Paris to Avignon: 440 miles and 9 centuries in under 3 hours.

After a week in Paris, and with the CE threatening to purchase a beret, it was time to go.

One last lovely dinner at Le Grand Colbert (thanks to Marie-Christine for the recommendation!) which, we discovered, was featured in the film Something’s Gotta Give. As soon as I saw it I remembered the scene – Jack Nicholson gets shut out by Keanu Reeves for Diane Keaton’s affections. Not even a little bit believable, but fun!

I think they had to work very hard here to make everyone else as pale as Keanu. I still adore him, btw. (image from frenchgirlinseattle.blogspot.com)

I recognized it as soon as we walked in - of course, it helps that they have posters from the movie prominently displayed.

The CE said these were the best oysters he's ever tasted.

We packed (reluctantly) the next morning and set off for the train station. As I’ve shared before, even the mention of Penn Station can cause me to hyperventilate, so a trip to the Gare de Lyon with a non-English-speaking cab driver struck terror into my heart and caused the CE to recite all of the French invective he’d picked up from our experiences with impudent Parisian cab-drivers.

Lucky for us, a tall, calm, capable and, more importantly,  bi-lingual young man stood at the curb and offered to guide us. We might have been convinced to hand over both our first AND second-born sons to him, or at least to shake every Euro from our pockets in exchange for finding our way onto the TGV train to Avignon.

He parked us and our luggage beneath the huge sign that announces the tracks and told us he would return in twenty minutes.
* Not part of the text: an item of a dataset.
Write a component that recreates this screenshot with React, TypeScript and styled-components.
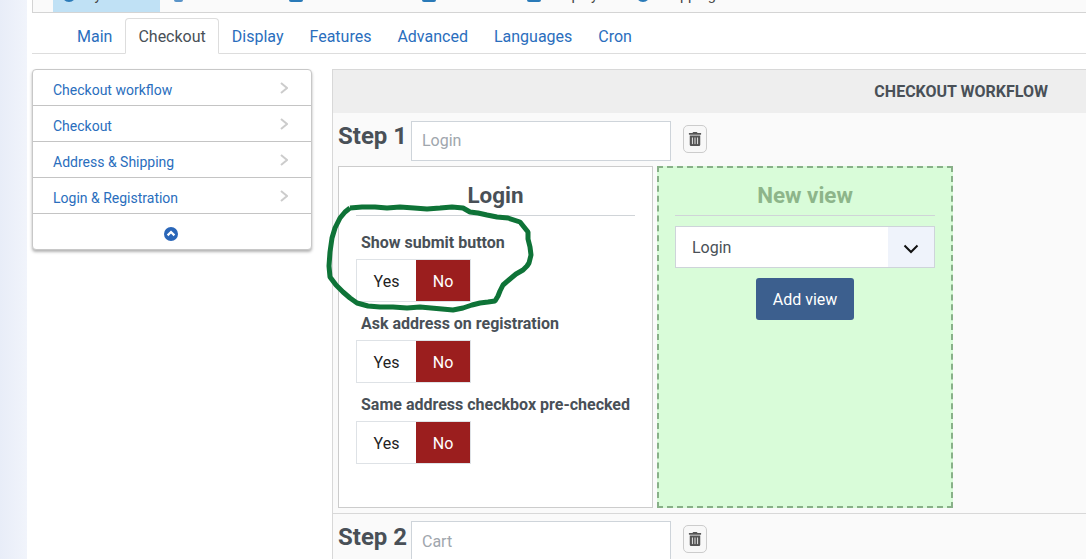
import { FC } from "react";
import styled, { createGlobalStyle } from "styled-components";
import { FaTrashAlt } from "react-icons/fa";

const GlobalStyle = createGlobalStyle`
  html, body {
    margin: 0;
    height: 559px;
    overflow: hidden;
    background: #fff;
    font-family: Roboto, "Liberation Sans", sans-serif;
    color: #495057;
  }
  * {
    box-sizing: border-box;
  }
`;

const toolbarItems = [
  { label: "System", icon: "round", active: true },
  { label: "Products", icon: "dots" },
  { label: "Customers", icon: "square" },
  { label: "Orders", icon: "square" },
  { label: "Display", icon: "square" },
  { label: "Shipping", icon: "round" },
];

const tabs = ["Main", "Checkout", "Display", "Features", "Advanced", "Languages", "Cron"];
const menuItems = ["Checkout workflow", "Checkout", "Address & Shipping", "Login & Registration"];
const loginFields = ["Show submit button", "Ask address on registration", "Same address checkbox pre-checked"];

// hand drawn marker line round the first toggle
const scribblePoints =
  "350,208 362,207 375,207 387,208 400,207 414,208 427,209 440,208 452,207 463,208 470,212 478,213 487,215 " +
  "497,217 508,218 520,222 524,227 528,232 528,239 530,247 531,255 529,263 527,266 523,270 516,274 510,279 " +
  "503,285 500,291 498,296 495,301 488,302 480,303 472,305 463,308 453,310 442,309 431,308 420,307 407,308 " +
  "393,307 380,307 368,306 357,303 350,298 343,292 336,285 330,277 329,266 330,252 332,238 335,228 340,218 345,212 350,208";

const Step: FC<{ name: string; placeholder: string; $lower?: boolean }> = ({ name, placeholder, $lower }) => (
  <StepRow $lower={$lower}>
    <StepLabel $lower={$lower}>{name}</StepLabel>
    <StepInput placeholder={placeholder} readOnly $lower={$lower} />
    <TrashButton>
      <FaTrashAlt />
    </TrashButton>
  </StepRow>
);

export default function App() {
  return (
    <Page>
      <GlobalStyle />
      <Gutter />
      <Content>
        <Toolbar>
          {toolbarItems.map((item) => (
            <ToolbarItem key={item.label} $active={item.active}>
              <ToolbarIcon $kind={item.icon} />
              {item.label}
            </ToolbarItem>
          ))}
        </Toolbar>

        <TabBar>
          {tabs.map((tab) => (
            <Tab key={tab} $active={tab === "Checkout"}>
              {tab}
            </Tab>
          ))}
        </TabBar>

        <Columns>
          <SideMenu>
            {menuItems.map((item) => (
              <MenuRow key={item}>
                {item}
                <MenuChevron viewBox="0 0 8 12">
                  <polyline points="1,1 7,6 1,11" />
                </MenuChevron>
              </MenuRow>
            ))}
            <CollapseRow>
              <svg width="14" height="14" viewBox="0 0 14 14">
                <circle cx="7" cy="7" r="7" fill="#2a66b8" />
                <polyline points="3.6,8.4 7,5 10.4,8.4" fill="none" stroke="#fff" strokeWidth="2.2" />
              </svg>
            </CollapseRow>
          </SideMenu>

          <Workflow>
            <WorkflowHeader>CHECKOUT WORKFLOW</WorkflowHeader>
            <Step name="Step 1" placeholder="Login" />
            <Views>
              <ViewCard>
                <ViewTitle>Login</ViewTitle>
                {loginFields.map((field) => (
                  <Field key={field}>
                    <FieldLabel>{field}</FieldLabel>
                    <Toggle>
                      <ToggleYes>Yes</ToggleYes>
                      <ToggleNo>No</ToggleNo>
                    </Toggle>
                  </Field>
                ))}
              </ViewCard>
              <NewViewCard>
                <ViewTitle $muted>New view</ViewTitle>
                <SelectBox>
                  <SelectValue>Login</SelectValue>
                  <SelectArrow>
                    <svg width="16" height="10" viewBox="0 0 16 10">
                      <polyline points="1.5,1.5 8,8 14.5,1.5" fill="none" stroke="#111" strokeWidth="2" />
                    </svg>
                  </SelectArrow>
                </SelectBox>
                <AddButton>Add view</AddButton>
              </NewViewCard>
            </Views>
            <StepDivider />
            <Step name="Step 2" placeholder="Cart" $lower />
          </Workflow>
        </Columns>
      </Content>

      <Scribble viewBox="0 0 1086 559">
        <polyline points={scribblePoints} />
      </Scribble>
    </Page>
  );
}

const Page = styled.div`
  position: relative;
  display: flex;
  width: 1086px;
  height: 559px;
  overflow: hidden;
`;

const Gutter = styled.div`
  flex: 0 0 27px;
  background: linear-gradient(90deg, #e8edf8, #f1f4fb);
`;

const Content = styled.div`
  flex: 1;
  min-width: 0;
  padding-left: 5px;
`;

const Toolbar = styled.div`
  display: flex;
  align-items: stretch;
  gap: 5px;
  height: 13px;
  padding-left: 20px;
  overflow: hidden;
  background: #fafafa;
  border-left: 1px solid #d4d4d4;
  border-bottom: 1px solid #d4d4d4;
`;

const ToolbarItem = styled.div<{ $active?: boolean }>`
  display: flex;
  align-items: flex-end;
  gap: 10px;
  padding: 0 ${({ $active }) => ($active ? "26px" : "24px")} 9px 9px;
  font-size: 14.5px;
  line-height: 1;
  white-space: nowrap;
  color: #444;
  background: ${({ $active }) => ($active ? "#c0e1f5" : "transparent")};
`;

const ToolbarIcon = styled.span<{ $kind: string }>`
  width: ${({ $kind }) => ($kind === "dots" ? "9px" : "14px")};
  height: 14px;
  margin-bottom: 1px;
  flex: none;
  background: ${({ $kind }) => ($kind === "dots" ? "#5a94c8" : "#2a7ab8")};
  border-radius: ${({ $kind }) => ($kind === "round" ? "50%" : "2px")};
`;

const TabBar = styled.div`
  display: flex;
  height: 36px;
  margin-top: 5px;
  padding-left: 32px;
  border-bottom: 1px solid #ddd;
`;

const Tab = styled.div<{ $active?: boolean }>`
  height: 36px;
  padding: 0 12px;
  font-size: 16px;
  line-height: 35px;
  color: ${({ $active }) => ($active ? "#495057" : "#2a6ebd")};
  background: ${({ $active }) => ($active ? "#fff" : "transparent")};
  border: 1px solid ${({ $active }) => ($active ? "#ddd" : "transparent")};
  border-bottom-color: ${({ $active }) => ($active ? "#fff" : "transparent")};
  border-radius: 4px 4px 0 0;
`;

const Columns = styled.div`
  display: flex;
  align-items: flex-start;
  gap: 20px;
  margin-top: 15px;
`;

const SideMenu = styled.div`
  flex: 0 0 280px;
  background: #fff;
  border: 1px solid #c8c8c8;
  border-radius: 4px;
  box-shadow: 0 2px 3px rgba(0, 0, 0, 0.3);
`;

const MenuRow = styled.div`
  display: flex;
  align-items: center;
  justify-content: space-between;
  height: 36px;
  padding: 4px 23px 0 20px;
  font-size: 14px;
  color: #2a6ebd;
  border-bottom: 1px solid #c4c4c4;
`;

const MenuChevron = styled.svg`
  width: 8px;
  height: 12px;
  margin-bottom: 3px;
  fill: none;
  stroke: #cccccc;
  stroke-width: 2;
`;

const CollapseRow = styled.div`
  display: flex;
  align-items: center;
  justify-content: center;
  height: 35px;
  padding-top: 5px;
  margin-left: -2px;
`;

const Workflow = styled.div`
  flex: 1;
  min-width: 0;
  height: 490px;
  background: #fafafa;
  border-top: 1px solid #d8d8d8;
  border-left: 1px solid #d8d8d8;
`;

const WorkflowHeader = styled.div`
  height: 43px;
  padding-right: 38px;
  font-size: 16px;
  font-weight: 700;
  line-height: 43px;
  text-align: right;
  color: #495057;
  background: #eeeeee;
`;

const StepRow = styled.div<{ $lower?: boolean }>`
  display: flex;
  align-items: center;
  padding: ${({ $lower }) => ($lower ? "7px" : "8px")} 0 5px 5px;
`;

const StepLabel = styled.div<{ $lower?: boolean }>`
  flex: 0 0 73px;
  margin-top: ${({ $lower }) => ($lower ? "-8px" : "-10px")};
  font-size: 24px;
  font-weight: 700;
  color: #495057;
`;

const StepInput = styled.input<{ $lower?: boolean }>`
  width: 260px;
  height: 40px;
  padding: 0 10px ${({ $lower }) => ($lower ? "0" : "2px")};
  font-family: inherit;
  font-size: 16px;
  background: #fff;
  border: 1px solid #ced4da;
  border-radius: 0;
  outline: none;
  &::placeholder {
    color: #a0a6ad;
    opacity: 1;
  }
`;

const TrashButton = styled.div`
  display: flex;
  align-items: center;
  justify-content: center;
  width: 24px;
  height: 28px;
  margin: 0 0 4px 12px;
  font-size: 14px;
  color: #555;
  background: #f8f8f8;
  border: 1px solid #ccc;
  border-radius: 5px;
`;

const Views = styled.div`
  display: flex;
  gap: 4px;
  height: 342px;
  padding-left: 5px;
`;

const ViewCard = styled.div`
  flex: 0 0 315px;
  padding: 0 17px;
  background: #fff;
  border: 1px solid #ccc;
`;

const NewViewCard = styled.div`
  flex: 0 0 296px;
  padding: 0 16px;
  background: #d9fcd9;
  border: 2px dashed #88b088;
  display: flex;
  flex-direction: column;
`;

const ViewTitle = styled.div<{ $muted?: boolean }>`
  height: ${({ $muted }) => ($muted ? "48px" : "49px")};
  margin-bottom: 10px;
  font-size: 22.4px;
  font-weight: 700;
  line-height: ${({ $muted }) => ($muted ? "55px" : "57px")};
  text-align: center;
  color: ${({ $muted }) => ($muted ? "#8db58a" : "#495057")};
  border-bottom: 1px solid #d0d4d8;
`;

const Field = styled.div`
  height: 81px;
  padding-top: 7px;
`;

const FieldLabel = styled.div`
  height: 20px;
  padding-left: 5px;
  font-size: 16px;
  font-weight: 700;
  line-height: 20px;
  white-space: nowrap;
  color: #495057;
`;

const Toggle = styled.div`
  display: flex;
  width: 115px;
  height: 43px;
  margin-top: 6px;
  font-size: 16px;
  line-height: 43px;
  text-align: center;
  border: 1px solid #dee2e6;
`;

const ToggleYes = styled.div`
  flex: 0 0 59px;
  color: #222;
  background: #fff;
`;

const ToggleNo = styled.div`
  flex: 1;
  color: #fff;
  background: #9b1e1e;
`;

const SelectBox = styled.div`
  display: flex;
  height: 42px;
  background: #fff;
  border: 1px solid #ced4da;
`;

const SelectValue = styled.div`
  flex: 1;
  padding-left: 16px;
  font-size: 16px;
  line-height: 42px;
  color: #495057;
`;

const SelectArrow = styled.div`
  display: flex;
  align-items: center;
  justify-content: center;
  flex: 0 0 46px;
  padding-top: 4px;
  background: #eff3fb;
`;

const AddButton = styled.div`
  align-self: center;
  width: 98px;
  height: 42px;
  margin-top: 10px;
  font-size: 16px;
  line-height: 44px;
  text-align: center;
  color: #fff;
  background: #3c5f8e;
  border-radius: 3px;
`;

const StepDivider = styled.div`
  height: 1px;
  margin-top: 5px;
  background: #d8d8d8;
`;

const Scribble = styled.svg`
  position: absolute;
  top: 0;
  left: 0;
  width: 1086px;
  height: 559px;
  pointer-events: none;
  fill: none;
  stroke: #0e7337;
  stroke-width: 5;
  stroke-linejoin: bevel;
`;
With every shudder of the sign, we saw our train number move closer to the top and if the CE had purchased that beret, he might well have been chewing it by that point. True to his word, however, our new friend returned, took us to Track #17, deposited our luggage in the bin and asked only for “whatever we wanted to give him” in payment. He was not disappointed with the largesse of our gratitude.

Less than three hours later, our snappy and luxurious TGV train deposited us in Avignon, where we had absolutely no clue what we would do. Our unspoken thought was “how could anyplace compare to Paris?” But we were enchanted at our first glimpse of the medieval wall that surrounds the ancient city and quickly left Paris and the 21st century behind.

An arch in the wall that surrounds the old city of Avignon. The wall was built by France's King Louis VIII in 1226.

The street just steps from our hotel.

There was a hush in the walled streets and a milky light falling on the cobblestones in the waning afternoon light. We couldn’t wait to discover our new old city!

A few centimes brought a smiling pose from this fellow.

About polloplayer

Empty nester searching for meaning of life through the occasional chicken epiphany.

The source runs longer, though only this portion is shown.